§ Information shown:
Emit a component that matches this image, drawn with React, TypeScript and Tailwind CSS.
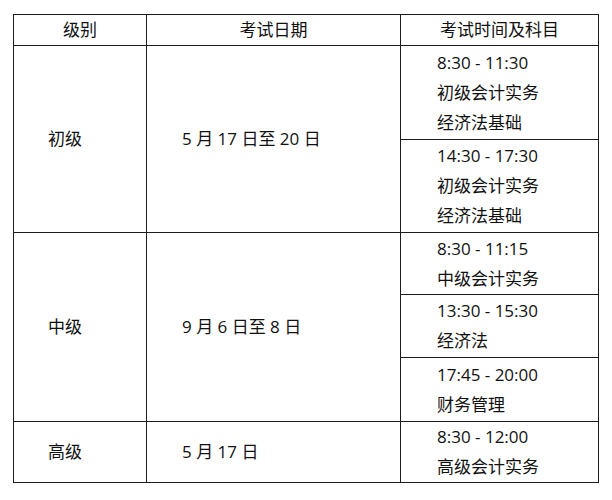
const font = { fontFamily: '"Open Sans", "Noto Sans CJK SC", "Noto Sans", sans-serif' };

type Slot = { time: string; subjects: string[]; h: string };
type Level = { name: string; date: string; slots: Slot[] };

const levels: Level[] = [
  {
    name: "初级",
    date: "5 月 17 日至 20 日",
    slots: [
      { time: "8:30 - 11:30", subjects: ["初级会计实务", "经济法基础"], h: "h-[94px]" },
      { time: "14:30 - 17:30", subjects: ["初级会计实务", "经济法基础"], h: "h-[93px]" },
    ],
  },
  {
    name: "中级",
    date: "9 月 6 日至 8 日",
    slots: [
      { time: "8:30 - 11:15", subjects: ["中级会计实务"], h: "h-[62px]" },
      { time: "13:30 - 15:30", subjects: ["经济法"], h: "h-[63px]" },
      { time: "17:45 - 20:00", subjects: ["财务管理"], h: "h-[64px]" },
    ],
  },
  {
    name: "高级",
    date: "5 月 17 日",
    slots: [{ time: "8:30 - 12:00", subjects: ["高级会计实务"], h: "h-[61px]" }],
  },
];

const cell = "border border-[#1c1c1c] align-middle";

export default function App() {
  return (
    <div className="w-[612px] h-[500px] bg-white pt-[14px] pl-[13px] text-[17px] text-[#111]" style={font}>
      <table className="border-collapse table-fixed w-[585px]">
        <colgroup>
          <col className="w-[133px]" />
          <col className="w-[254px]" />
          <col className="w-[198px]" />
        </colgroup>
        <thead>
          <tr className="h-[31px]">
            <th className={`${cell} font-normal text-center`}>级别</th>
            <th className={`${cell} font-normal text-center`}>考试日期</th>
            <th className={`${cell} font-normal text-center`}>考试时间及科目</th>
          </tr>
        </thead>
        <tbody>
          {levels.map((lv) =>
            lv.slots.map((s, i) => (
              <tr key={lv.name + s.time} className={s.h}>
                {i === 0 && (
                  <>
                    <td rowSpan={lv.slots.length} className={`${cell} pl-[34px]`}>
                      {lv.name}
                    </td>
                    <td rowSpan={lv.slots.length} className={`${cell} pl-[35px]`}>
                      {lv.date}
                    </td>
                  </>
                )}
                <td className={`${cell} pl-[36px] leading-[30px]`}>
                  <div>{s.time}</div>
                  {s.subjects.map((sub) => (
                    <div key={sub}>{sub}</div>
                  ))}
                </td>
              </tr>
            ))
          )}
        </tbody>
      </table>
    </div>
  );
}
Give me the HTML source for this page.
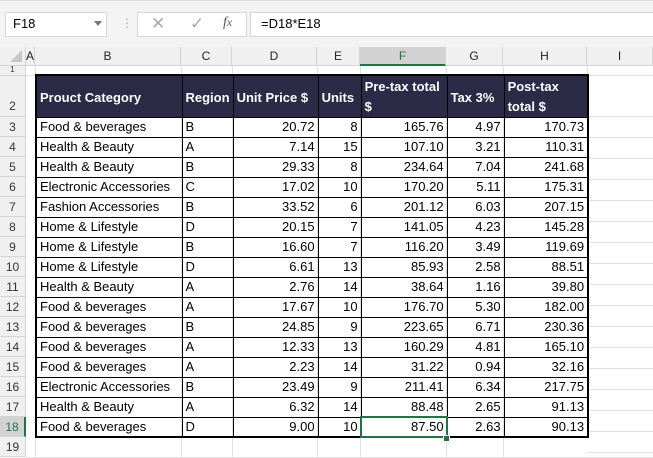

§ Work instructions: Everything from the first line of the listing above through the line that contains "string; date: string;" is to be restated word for word, minus the pictures.

§ Task solution:
Emit a component that matches this image, drawn with React, TypeScript and Tailwind CSS.
const font = { fontFamily: '"Open Sans", "Noto Sans CJK SC", "Noto Sans", sans-serif' };

type Slot = { time: string; subjects: string[]; h: string };
type Level = { name: string; date: string; slots: Slot[] };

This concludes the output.